# [Exercise objective]
All the entries need to be quoted exactly, apart from the pictures, which you should drop.

# [Code that builds pages]
_ _ _ _ _ _ _

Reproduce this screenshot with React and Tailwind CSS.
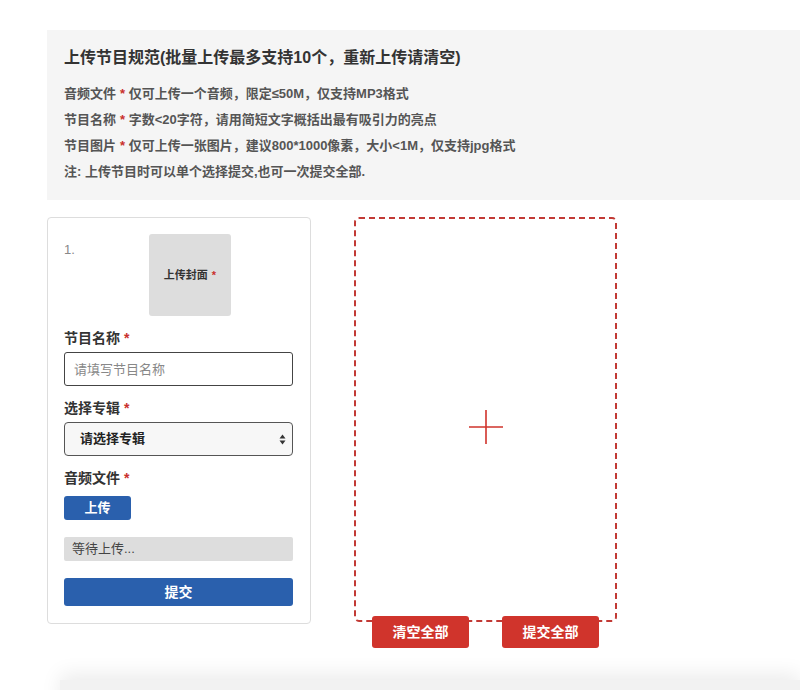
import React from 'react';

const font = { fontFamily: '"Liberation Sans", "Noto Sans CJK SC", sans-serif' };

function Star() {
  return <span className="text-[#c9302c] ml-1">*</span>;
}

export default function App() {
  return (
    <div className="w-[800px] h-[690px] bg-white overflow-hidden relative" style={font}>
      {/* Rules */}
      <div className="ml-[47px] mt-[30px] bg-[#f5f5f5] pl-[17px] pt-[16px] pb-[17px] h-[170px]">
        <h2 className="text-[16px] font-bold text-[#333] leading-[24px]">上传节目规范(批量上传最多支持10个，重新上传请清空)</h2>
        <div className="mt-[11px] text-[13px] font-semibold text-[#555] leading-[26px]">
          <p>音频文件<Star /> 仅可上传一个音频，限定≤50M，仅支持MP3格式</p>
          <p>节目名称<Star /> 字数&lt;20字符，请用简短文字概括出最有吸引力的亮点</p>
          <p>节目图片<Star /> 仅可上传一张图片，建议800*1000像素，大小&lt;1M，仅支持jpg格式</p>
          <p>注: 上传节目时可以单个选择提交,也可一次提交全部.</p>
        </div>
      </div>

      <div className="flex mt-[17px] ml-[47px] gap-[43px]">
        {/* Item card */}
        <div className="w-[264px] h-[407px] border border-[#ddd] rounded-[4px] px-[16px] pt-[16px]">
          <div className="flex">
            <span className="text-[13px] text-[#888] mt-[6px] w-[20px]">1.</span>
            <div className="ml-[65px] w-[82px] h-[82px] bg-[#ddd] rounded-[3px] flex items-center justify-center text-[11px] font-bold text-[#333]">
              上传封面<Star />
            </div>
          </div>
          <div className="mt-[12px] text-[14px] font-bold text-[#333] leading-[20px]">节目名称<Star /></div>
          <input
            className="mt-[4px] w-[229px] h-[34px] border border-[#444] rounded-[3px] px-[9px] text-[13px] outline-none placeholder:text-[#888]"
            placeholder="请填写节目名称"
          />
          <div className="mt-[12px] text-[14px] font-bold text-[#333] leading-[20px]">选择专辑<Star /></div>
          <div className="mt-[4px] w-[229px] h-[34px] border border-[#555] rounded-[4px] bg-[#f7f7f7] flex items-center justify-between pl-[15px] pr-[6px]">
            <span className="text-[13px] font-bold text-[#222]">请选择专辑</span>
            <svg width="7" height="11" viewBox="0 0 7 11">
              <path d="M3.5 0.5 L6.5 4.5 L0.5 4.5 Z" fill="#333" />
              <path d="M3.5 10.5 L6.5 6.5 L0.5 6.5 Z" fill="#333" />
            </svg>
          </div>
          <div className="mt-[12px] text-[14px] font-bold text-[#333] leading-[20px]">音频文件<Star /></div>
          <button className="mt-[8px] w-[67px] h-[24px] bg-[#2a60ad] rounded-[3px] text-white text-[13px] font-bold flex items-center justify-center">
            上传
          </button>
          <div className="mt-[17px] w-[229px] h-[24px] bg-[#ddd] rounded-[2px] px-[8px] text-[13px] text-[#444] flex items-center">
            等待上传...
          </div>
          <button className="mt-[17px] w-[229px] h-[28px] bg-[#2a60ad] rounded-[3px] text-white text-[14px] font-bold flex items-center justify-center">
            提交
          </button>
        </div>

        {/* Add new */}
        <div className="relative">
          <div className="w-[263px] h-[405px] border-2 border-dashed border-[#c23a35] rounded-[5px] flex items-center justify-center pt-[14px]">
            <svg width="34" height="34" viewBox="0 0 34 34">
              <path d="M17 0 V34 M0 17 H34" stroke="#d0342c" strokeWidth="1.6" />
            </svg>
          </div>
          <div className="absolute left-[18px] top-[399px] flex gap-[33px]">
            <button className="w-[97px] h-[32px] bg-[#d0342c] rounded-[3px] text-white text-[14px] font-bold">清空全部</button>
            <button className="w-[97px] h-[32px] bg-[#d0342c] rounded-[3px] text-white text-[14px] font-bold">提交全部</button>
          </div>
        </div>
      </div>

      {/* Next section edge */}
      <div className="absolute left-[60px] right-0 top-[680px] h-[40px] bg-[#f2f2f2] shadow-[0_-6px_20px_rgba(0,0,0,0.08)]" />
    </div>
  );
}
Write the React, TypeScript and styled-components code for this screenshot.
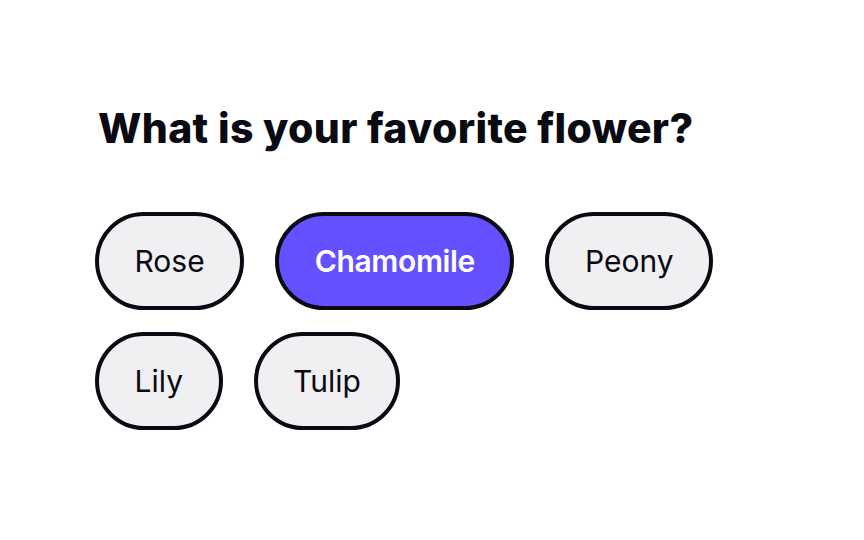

_ _ _ _ _ _ _

# [Correct output]
Reproduce this screenshot with React and Tailwind CSS.
import React from 'react';

const font = { fontFamily: '"Liberation Sans", "Noto Sans CJK SC", sans-serif' };

function Star() {
  return <span className="text-[#c9302c] ml-1">*</span>;
}

export default function App() {
  return (
    <div className="w-[800px] h-[690px] bg-white overflow-hidden relative" style={font}>
      {/* Rules */}
      <div className="ml-[47px] mt-[30px] bg-[#f5f5f5] pl-[17px] pt-[16px] pb-[17px] h-[170px]">
        <h2 className="text-[16px] font-bold text-[#333] leading-[24px]">上传节目规范(批量上传最多支持10个，重新上传请清空)</h2>
        <div className="mt-[11px] text-[13px] font-semibold text-[#555] leading-[26px]">
          <p>音频文件<Star /> 仅可上传一个音频，限定≤50M，仅支持MP3格式</p>
          <p>节目名称<Star /> 字数&lt;20字符，请用简短文字概括出最有吸引力的亮点</p>
          <p>节目图片<Star /> 仅可上传一张图片，建议800*1000像素，大小&lt;1M，仅支持jpg格式</p>
          <p>注: 上传节目时可以单个选择提交,也可一次提交全部.</p>
        </div>
      </div>

      <div className="flex mt-[17px] ml-[47px] gap-[43px]">
        {/* Item card */}
        <div className="w-[264px] h-[407px] border border-[#ddd] rounded-[4px] px-[16px] pt-[16px]">
          <div className="flex">
            <span className="text-[13px] text-[#888] mt-[6px] w-[20px]">1.</span>
            <div className="ml-[65px] w-[82px] h-[82px] bg-[#ddd] rounded-[3px] flex items-center justify-center text-[11px] font-bold text-[#333]">
              上传封面<Star />
            </div>
          </div>
          <div className="mt-[12px] text-[14px] font-bold text-[#333] leading-[20px]">节目名称<Star /></div>
          <input
            className="mt-[4px] w-[229px] h-[34px] border border-[#444] rounded-[3px] px-[9px] text-[13px] outline-none placeholder:text-[#888]"
            placeholder="请填写节目名称"
          />
          <div className="mt-[12px] text-[14px] font-bold text-[#333] leading-[20px]">选择专辑<Star /></div>
          <div className="mt-[4px] w-[229px] h-[34px] border border-[#555] rounded-[4px] bg-[#f7f7f7] flex items-center justify-between pl-[15px] pr-[6px]">
            <span className="text-[13px] font-bold text-[#222]">请选择专辑</span>
            <svg width="7" height="11" viewBox="0 0 7 11">
              <path d="M3.5 0.5 L6.5 4.5 L0.5 4.5 Z" fill="#333" />
              <path d="M3.5 10.5 L6.5 6.5 L0.5 6.5 Z" fill="#333" />
            </svg>
          </div>
          <div className="mt-[12px] text-[14px] font-bold text-[#333] leading-[20px]">音频文件<Star /></div>
          <button className="mt-[8px] w-[67px] h-[24px] bg-[#2a60ad] rounded-[3px] text-white text-[13px] font-bold flex items-center justify-center">
            上传
          </button>
          <div className="mt-[17px] w-[229px] h-[24px] bg-[#ddd] rounded-[2px] px-[8px] text-[13px] text-[#444] flex items-center">
            等待上传...
          </div>
          <button className="mt-[17px] w-[229px] h-[28px] bg-[#2a60ad] rounded-[3px] text-white text-[14px] font-bold flex items-center justify-center">
            提交
          </button>
        </div>

        {/* Add new */}
        <div className="relative">
          <div className="w-[263px] h-[405px] border-2 border-dashed border-[#c23a35] rounded-[5px] flex items-center justify-center pt-[14px]">
            <svg width="34" height="34" viewBox="0 0 34 34">
              <path d="M17 0 V34 M0 17 H34" stroke="#d0342c" strokeWidth="1.6" />
            </svg>
          </div>
          <div className="absolute left-[18px] top-[399px] flex gap-[33px]">
            <button className="w-[97px] h-[32px] bg-[#d0342c] rounded-[3px] text-white text-[14px] font-bold">清空全部</button>
            <button className="w-[97px] h-[32px] bg-[#d0342c] rounded-[3px] text-white text-[14px] font-bold">提交全部</button>
          </div>
        </div>
      </div>

      {/* Next section edge */}
      <div className="absolute left-[60px] right-0 top-[680px] h-[40px] bg-[#f2f2f2] shadow-[0_-6px_20px_rgba(0,0,0,0.08)]" />
    </div>
  );
}
Write the React, TypeScript and styled-components code for this screenshot.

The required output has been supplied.